A group of US lawmakers overseeing congressional China policy condemned Beijing’s recently announced plans to overhaul Hong Kong’s election system and urged President Joe Biden to help the city defend its “autonomy and basic freedoms”.
The comments, which come as Beijing prepares to implement new rules in Hong Kong that critics warn will block opposition politicians from holding elected office, were the latest sign of the bipartisan anger in Congress over the Chinese government’s crackdown on dissent in the city.
“Beijing’s efforts to stamp out democratic opposition in Hong Kong only [underscore] its own insecurities,” the group of eight senators and representatives said on Monday, a mix of Democrats and Republicans including Senator Mitt Romney of Utah, Senator Marco Rubio of Florida, and Senator Ed Markey and Representative James McGovern, both of Massachusetts.
“These revisions will only continue to advance Beijing’s ever tightening grip on Hongkongers’ autonomy, basic freedoms, and fundamental human rights,” they said. “With these actions, the Chinese government is doubling down on its attempts to impose an authoritarian system on Hong Kong.”
The changes to the city’s election system were formally proposed last week during the annual meeting of China’s rubber stamp parliament, the National People’s Congress. They are expected to be formally voted on during a session on March 11.
The proposed changes would grant additional power to Beijing and its loyalists in Hong Kong when choosing the city’s leader and members of the Legislative Council, the city’s assembly.

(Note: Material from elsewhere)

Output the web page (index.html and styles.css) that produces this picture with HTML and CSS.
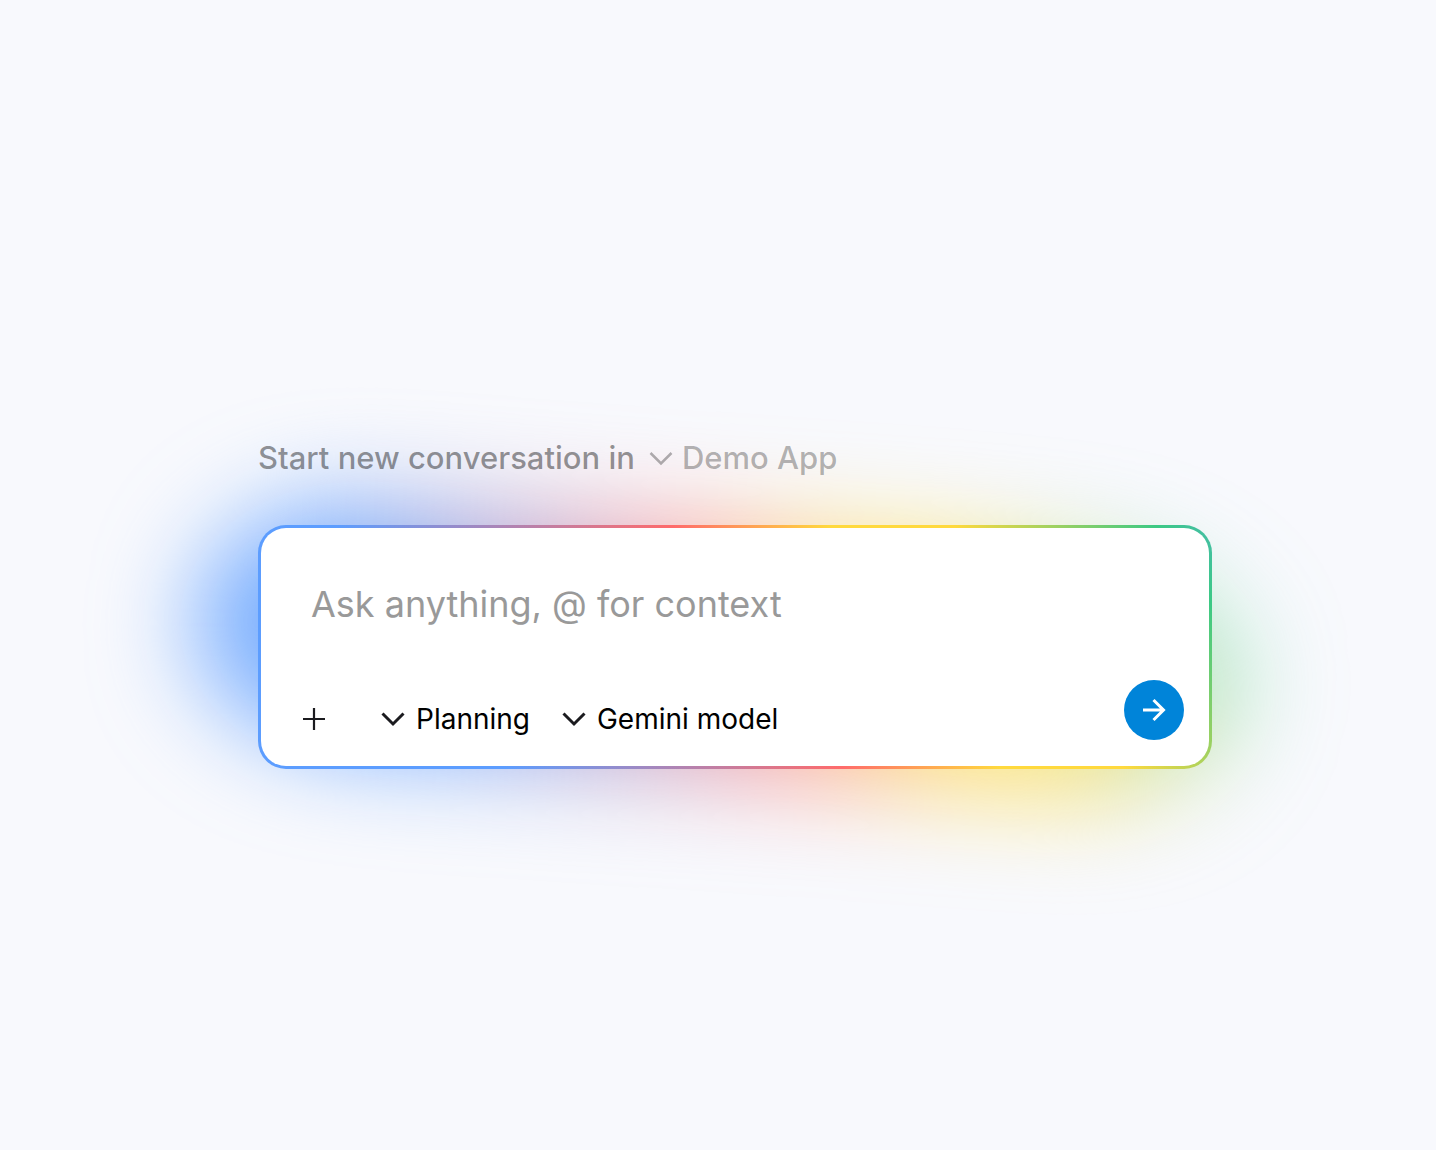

Only those deemed to be “patriots” will be allowed to govern the city.
The changes also come amid widening enforcement of the national security law that Beijing imposed on the city last summer.
Last week, 47 opposition figures in Hong Kong were charged with conspiring to subvert state power over their roles in an unofficial primary run-off election last year.
Officials in Hong Kong and Beijing say the law and changes to the city’s election system are all necessary in the aftermath of the huge protests that engulfed the city in 2019, which erupted after leaders tried to push through a law that would have extradited criminal suspects to China, where the courts are controlled by the Communist Party.
In their statement on Monday, the US lawmakers also called on Biden to use the tools granted to him under Hong Kong-focused legislation passed in recent years, and to “work with allies and partners to develop other mechanisms to support the people of Hong Kong”.
Those tools include the power to sanction officials who Washington says are responsible for undermining Hong Kong’s autonomy from mainland China. The Trump administration blacklisted Hong Kong Chief Executive Carrie Lam Cheng Yuet-ngor from the US financial system last summer.
And they emphasised the bipartisan nature of the opposition to Beijing’s actions in Hong Kong – one of the few major policy issues on polarised Capitol Hill where there is widespread agreement on both sides.
“As members of Congress, we will continue to speak with one voice in support of freedom, democracy, and justice for the people of Hong Kong,” they said.